Use assertions to check for important pre-conditions

If you're writing something where there are important pre-conditions, such as numChildren > 0 or firstParent.size() == secondParent.size(), include them in nifty Groovy assertions. For example:

assert firstParent.size() == secondParent.size(), 'Parents must have the same length'

Assertions like this will be checked at run time and an exception will be thrown if they aren't satisfied. You can include assertions at key points "inside" your algorithms if, for example, you want to check that an array has the right number of elements.

Make sure your code runs, i.e., at least write smoke tests

If you think that you have code that is ready to be integrated into the system, at least make sure you've run it before you indicate that you'd like it merged. (Note that this doesn't mean that you can't issue a pull request on "unfinished" code. That might be a totally reasonably way to start a conversation and get feedback; you just need to make it clear that you're not yet expecting to have this merged in.)

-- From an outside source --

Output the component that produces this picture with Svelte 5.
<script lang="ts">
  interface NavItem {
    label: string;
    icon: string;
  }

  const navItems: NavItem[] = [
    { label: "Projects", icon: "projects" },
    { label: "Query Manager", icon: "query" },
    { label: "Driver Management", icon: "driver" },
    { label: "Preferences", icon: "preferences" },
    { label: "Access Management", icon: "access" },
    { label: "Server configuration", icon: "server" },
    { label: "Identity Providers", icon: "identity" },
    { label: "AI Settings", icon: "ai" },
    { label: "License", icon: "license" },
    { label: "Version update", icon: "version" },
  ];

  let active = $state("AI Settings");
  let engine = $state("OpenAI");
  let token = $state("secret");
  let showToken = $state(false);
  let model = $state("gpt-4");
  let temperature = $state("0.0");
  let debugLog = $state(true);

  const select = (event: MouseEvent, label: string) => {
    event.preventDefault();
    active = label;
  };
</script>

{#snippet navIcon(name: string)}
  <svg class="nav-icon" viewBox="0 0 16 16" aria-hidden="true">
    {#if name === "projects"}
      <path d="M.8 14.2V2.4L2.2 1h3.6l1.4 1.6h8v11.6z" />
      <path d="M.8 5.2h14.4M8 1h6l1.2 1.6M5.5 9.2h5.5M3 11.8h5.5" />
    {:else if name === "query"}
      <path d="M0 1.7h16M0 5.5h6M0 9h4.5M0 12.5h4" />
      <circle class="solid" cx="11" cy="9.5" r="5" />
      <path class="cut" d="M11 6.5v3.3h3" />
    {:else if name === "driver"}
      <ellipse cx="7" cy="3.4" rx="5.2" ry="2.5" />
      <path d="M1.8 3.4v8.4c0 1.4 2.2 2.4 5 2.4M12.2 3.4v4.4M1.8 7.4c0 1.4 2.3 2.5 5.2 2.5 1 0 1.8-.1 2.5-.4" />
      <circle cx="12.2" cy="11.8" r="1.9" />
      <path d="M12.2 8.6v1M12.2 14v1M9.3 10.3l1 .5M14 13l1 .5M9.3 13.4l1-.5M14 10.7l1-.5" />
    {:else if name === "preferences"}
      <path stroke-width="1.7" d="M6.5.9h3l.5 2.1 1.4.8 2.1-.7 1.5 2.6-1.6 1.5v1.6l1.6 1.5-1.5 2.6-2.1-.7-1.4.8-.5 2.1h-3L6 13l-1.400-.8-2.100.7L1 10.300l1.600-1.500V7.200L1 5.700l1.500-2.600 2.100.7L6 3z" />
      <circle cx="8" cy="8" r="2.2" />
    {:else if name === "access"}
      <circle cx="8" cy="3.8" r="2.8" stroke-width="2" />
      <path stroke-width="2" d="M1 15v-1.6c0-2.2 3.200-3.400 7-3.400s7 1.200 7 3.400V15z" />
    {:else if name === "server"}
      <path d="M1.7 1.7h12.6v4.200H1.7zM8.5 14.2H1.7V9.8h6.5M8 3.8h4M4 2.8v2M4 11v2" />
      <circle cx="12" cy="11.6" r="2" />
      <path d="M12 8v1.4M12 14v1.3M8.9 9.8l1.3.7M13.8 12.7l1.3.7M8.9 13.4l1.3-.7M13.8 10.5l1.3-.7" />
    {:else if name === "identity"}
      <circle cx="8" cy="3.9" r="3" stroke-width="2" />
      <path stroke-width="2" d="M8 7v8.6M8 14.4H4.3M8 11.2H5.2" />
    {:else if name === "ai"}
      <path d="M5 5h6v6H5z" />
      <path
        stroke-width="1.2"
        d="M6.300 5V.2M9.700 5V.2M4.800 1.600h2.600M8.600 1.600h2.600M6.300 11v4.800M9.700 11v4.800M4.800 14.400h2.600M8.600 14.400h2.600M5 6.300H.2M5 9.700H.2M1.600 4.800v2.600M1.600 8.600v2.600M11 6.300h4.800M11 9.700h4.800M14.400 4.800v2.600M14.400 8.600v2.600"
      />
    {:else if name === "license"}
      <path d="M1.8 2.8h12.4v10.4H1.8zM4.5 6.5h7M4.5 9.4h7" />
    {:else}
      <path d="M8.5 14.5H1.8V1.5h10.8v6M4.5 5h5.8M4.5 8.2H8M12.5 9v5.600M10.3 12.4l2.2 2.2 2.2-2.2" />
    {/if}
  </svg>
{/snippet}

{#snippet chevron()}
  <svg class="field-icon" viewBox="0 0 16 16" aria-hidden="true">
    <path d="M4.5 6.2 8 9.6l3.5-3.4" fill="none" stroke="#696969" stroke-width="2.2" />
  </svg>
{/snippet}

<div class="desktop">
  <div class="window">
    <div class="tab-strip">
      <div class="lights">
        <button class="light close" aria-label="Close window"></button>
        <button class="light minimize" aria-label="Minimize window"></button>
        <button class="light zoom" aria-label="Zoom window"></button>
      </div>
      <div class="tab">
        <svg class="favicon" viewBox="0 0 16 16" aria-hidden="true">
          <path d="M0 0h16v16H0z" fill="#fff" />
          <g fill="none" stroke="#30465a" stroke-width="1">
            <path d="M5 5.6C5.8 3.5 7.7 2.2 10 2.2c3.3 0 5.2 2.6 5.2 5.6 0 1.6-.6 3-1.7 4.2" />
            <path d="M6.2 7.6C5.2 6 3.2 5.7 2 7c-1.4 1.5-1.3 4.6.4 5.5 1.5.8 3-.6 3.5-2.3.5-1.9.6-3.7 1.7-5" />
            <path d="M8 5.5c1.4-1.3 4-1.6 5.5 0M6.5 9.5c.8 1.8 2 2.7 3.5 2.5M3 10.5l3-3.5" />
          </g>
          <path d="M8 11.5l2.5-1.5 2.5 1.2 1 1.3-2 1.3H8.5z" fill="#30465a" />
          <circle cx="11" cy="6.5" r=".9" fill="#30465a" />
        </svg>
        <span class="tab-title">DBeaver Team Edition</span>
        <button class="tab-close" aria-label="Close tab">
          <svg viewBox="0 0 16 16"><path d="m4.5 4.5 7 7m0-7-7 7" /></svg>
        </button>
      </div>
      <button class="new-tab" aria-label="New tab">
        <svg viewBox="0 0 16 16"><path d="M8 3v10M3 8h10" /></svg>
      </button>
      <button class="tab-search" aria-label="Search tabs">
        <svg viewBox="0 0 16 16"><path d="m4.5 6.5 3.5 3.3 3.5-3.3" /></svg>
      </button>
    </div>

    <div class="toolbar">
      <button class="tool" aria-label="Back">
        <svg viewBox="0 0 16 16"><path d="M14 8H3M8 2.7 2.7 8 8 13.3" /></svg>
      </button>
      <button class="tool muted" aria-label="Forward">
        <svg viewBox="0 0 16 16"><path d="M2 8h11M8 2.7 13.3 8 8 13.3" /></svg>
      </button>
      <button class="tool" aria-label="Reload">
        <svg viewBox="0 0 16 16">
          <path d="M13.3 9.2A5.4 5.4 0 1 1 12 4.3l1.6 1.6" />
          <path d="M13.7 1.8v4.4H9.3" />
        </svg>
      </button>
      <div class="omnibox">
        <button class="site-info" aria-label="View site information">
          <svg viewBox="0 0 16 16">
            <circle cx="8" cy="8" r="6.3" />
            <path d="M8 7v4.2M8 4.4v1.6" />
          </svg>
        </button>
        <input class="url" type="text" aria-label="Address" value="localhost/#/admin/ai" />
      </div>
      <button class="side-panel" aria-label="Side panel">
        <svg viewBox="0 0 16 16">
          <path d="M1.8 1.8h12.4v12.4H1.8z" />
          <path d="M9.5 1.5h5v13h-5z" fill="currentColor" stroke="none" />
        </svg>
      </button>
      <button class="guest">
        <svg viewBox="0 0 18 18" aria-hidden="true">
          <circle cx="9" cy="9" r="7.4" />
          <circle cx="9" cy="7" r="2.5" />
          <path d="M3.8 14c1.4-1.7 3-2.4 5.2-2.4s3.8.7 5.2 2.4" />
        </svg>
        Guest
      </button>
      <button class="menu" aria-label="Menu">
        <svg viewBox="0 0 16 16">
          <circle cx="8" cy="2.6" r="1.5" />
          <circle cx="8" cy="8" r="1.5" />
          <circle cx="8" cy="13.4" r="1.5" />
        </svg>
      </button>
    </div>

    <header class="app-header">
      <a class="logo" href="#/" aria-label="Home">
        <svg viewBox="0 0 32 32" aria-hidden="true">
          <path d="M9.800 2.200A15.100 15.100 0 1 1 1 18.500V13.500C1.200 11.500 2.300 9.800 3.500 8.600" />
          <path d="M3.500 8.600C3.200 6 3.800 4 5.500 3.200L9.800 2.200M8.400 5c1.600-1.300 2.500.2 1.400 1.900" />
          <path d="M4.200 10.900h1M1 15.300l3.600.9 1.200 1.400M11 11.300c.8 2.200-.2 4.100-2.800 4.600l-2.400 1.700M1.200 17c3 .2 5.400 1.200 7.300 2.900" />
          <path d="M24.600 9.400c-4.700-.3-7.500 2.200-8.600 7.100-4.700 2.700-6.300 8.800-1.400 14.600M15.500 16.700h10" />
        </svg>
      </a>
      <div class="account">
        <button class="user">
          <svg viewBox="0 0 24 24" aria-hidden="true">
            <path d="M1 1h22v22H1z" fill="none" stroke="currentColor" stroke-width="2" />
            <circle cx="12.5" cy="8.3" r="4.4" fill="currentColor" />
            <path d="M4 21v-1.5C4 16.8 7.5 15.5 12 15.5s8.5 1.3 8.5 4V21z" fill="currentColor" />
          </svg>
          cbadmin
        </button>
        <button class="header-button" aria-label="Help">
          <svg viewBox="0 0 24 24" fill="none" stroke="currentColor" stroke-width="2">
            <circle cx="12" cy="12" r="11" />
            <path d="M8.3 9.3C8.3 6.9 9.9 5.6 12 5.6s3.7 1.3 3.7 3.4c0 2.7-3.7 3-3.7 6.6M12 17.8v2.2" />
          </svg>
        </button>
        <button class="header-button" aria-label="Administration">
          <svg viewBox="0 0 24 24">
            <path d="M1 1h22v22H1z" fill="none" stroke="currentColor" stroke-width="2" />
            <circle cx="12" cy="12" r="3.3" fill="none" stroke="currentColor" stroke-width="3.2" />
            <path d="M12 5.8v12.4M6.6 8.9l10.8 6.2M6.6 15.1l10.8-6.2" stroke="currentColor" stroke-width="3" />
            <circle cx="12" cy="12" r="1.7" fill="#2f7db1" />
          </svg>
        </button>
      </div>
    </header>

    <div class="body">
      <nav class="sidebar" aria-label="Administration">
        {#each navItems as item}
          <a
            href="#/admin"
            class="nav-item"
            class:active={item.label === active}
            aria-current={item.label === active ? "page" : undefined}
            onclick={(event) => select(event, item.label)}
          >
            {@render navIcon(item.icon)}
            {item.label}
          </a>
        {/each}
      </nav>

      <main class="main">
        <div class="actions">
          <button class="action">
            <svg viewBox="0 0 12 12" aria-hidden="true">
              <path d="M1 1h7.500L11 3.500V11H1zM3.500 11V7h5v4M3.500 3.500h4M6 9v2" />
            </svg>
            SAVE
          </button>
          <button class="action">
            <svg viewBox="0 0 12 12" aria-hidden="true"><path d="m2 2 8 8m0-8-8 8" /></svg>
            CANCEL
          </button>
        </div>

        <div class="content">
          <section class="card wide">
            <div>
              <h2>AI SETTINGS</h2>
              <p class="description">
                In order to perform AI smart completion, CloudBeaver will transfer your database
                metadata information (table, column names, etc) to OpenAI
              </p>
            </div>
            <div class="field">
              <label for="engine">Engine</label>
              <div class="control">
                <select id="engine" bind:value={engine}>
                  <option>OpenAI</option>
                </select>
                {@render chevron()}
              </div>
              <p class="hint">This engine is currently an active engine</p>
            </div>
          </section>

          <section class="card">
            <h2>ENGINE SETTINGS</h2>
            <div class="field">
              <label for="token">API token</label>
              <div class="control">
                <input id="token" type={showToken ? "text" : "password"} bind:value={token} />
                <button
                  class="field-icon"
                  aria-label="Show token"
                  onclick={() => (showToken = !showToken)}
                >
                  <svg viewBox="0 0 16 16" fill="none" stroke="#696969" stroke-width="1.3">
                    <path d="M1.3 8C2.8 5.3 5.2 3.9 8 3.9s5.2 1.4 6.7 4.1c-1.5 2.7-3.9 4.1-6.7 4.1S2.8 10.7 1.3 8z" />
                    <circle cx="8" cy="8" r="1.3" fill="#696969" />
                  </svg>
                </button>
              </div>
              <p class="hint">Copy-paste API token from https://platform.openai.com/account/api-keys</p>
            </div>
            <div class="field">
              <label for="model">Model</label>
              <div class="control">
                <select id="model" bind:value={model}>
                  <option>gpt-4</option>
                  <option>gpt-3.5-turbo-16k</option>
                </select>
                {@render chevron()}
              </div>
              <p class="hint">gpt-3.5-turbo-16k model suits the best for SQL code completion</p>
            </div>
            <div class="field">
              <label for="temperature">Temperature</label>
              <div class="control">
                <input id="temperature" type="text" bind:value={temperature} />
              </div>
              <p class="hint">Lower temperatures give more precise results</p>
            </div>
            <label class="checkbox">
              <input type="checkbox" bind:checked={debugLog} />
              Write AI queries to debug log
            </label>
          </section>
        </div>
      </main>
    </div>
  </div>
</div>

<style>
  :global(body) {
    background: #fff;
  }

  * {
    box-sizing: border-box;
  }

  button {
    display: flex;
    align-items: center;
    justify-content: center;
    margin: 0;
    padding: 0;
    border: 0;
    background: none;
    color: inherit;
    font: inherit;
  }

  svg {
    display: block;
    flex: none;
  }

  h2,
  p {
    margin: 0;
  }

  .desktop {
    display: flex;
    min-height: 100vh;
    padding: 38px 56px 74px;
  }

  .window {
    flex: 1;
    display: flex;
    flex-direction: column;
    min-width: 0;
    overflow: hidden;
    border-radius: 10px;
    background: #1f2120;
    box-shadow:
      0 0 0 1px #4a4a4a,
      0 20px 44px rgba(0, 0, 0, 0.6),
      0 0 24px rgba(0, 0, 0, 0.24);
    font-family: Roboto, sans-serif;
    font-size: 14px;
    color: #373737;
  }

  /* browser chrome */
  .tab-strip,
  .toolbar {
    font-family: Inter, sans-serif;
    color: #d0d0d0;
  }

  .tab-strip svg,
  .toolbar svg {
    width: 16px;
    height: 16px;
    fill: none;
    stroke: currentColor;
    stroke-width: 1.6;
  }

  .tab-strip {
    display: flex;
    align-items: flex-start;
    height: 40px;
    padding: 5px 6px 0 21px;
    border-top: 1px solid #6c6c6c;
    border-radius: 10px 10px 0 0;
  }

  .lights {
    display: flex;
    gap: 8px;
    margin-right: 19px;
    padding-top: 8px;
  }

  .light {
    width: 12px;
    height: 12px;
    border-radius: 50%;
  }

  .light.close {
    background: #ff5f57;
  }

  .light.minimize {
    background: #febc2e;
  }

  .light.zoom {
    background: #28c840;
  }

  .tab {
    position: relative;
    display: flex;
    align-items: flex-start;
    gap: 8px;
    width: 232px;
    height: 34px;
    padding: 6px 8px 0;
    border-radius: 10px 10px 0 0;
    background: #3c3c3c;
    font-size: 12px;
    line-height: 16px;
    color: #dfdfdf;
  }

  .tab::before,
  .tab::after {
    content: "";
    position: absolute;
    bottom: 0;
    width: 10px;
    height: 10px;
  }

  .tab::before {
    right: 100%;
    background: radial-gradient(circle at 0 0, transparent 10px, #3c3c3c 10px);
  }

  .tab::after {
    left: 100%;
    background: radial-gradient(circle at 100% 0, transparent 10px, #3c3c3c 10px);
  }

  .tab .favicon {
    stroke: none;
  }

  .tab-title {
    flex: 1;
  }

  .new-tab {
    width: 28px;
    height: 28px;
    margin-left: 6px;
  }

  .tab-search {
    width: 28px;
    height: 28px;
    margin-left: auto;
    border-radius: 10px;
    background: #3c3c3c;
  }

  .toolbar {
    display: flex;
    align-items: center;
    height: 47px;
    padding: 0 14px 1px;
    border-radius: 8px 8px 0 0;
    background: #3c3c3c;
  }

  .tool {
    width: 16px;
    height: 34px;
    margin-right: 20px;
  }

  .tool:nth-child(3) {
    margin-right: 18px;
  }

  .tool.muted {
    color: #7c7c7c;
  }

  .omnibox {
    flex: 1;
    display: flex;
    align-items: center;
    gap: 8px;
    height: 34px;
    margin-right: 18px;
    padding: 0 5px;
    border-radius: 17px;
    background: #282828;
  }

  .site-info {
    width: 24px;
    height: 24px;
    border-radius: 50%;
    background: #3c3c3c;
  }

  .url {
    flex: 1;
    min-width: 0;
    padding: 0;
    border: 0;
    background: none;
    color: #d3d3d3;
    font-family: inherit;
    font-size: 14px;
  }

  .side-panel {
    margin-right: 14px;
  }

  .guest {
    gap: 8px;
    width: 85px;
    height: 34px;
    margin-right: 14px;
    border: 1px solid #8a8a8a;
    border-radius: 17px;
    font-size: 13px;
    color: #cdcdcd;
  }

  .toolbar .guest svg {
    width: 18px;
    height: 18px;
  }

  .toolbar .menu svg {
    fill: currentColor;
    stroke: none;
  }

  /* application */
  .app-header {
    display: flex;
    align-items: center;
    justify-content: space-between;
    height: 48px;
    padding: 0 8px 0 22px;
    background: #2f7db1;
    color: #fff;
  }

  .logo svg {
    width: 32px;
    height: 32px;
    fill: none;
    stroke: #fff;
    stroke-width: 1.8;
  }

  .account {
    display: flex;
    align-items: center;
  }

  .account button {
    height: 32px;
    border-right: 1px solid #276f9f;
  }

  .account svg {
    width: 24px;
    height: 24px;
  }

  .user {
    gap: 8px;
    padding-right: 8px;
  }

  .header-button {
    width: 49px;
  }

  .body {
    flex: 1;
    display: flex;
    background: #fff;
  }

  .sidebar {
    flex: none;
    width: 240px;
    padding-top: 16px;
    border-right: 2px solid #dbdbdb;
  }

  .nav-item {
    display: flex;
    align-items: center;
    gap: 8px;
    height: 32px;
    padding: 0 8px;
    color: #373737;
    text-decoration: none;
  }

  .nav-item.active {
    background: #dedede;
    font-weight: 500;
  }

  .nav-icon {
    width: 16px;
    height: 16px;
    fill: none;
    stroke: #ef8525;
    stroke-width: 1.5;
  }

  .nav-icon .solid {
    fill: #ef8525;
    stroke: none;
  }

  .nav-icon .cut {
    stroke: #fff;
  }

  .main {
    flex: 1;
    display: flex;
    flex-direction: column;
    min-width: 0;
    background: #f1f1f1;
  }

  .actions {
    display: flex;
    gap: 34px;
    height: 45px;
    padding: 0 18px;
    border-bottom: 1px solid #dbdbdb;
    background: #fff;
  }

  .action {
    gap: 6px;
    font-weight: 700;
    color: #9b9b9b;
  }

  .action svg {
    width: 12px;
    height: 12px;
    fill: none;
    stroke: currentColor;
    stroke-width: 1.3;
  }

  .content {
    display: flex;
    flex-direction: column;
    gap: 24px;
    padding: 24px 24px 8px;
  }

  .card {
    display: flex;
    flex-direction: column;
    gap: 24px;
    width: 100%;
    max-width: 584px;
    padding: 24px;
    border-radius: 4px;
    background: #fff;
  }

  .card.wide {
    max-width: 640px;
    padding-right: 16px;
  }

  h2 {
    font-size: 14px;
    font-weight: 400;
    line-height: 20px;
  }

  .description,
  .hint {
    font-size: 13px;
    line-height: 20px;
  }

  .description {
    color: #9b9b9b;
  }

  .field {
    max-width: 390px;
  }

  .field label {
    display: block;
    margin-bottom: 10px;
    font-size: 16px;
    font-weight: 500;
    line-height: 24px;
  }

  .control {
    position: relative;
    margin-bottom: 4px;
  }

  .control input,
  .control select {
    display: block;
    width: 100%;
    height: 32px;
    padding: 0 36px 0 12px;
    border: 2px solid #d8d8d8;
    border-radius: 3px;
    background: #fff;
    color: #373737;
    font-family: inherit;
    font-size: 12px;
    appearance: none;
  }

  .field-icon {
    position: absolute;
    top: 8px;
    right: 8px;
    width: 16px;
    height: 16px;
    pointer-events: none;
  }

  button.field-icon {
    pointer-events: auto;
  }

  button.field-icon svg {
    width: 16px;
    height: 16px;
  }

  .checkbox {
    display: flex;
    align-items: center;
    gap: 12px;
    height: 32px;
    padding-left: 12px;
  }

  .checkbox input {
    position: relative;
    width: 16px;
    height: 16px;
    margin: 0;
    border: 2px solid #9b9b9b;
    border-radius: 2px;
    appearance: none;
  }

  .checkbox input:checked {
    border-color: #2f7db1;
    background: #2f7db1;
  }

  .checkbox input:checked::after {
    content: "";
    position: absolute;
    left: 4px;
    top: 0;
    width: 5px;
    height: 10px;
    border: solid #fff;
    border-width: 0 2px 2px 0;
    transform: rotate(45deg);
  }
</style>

Tests would be best since they'll be run repeatedly in the future, providing continuing evidence that your code hasn't been broken by other changes. Writing tests for these highly stochastic algorithms is certainly tough, but with a little creativity you can often test at least some aspects of the system, showing on the way that the code does actually run.

In these tests on crossover for example, the ability to include default arguments allows for the tester to control the random number generation in the test "Crossover happens properly", and the test "Output strings are mirror images of each other" checks an important property of crossover that should hold regardless of the random number generation. There are similar tests for GaussianConvolution.

For searchers it's harder to write good tests since it's really difficult to control their behavior in ways that make it predictable in tests. This test for RandomSearch, for example, really is almost nothing more than a smoke test. I creates the searcher, runs it on a small, simple problem (so the test runs pretty quickly), and then confirms that it got an answer of the right length. That obviously doesn't test very much, but it does ensure that the code runs, terminates, and doesn't throw an exception, which is better than nothing. We could presumably extend that test to confirm that all the elements of the result were 0 or 1. We could also probably include some sort of check that the result had more 1's than 0's, although that would fail on rare occasions when we just got super unlikely, and we should think twice before including a test like that.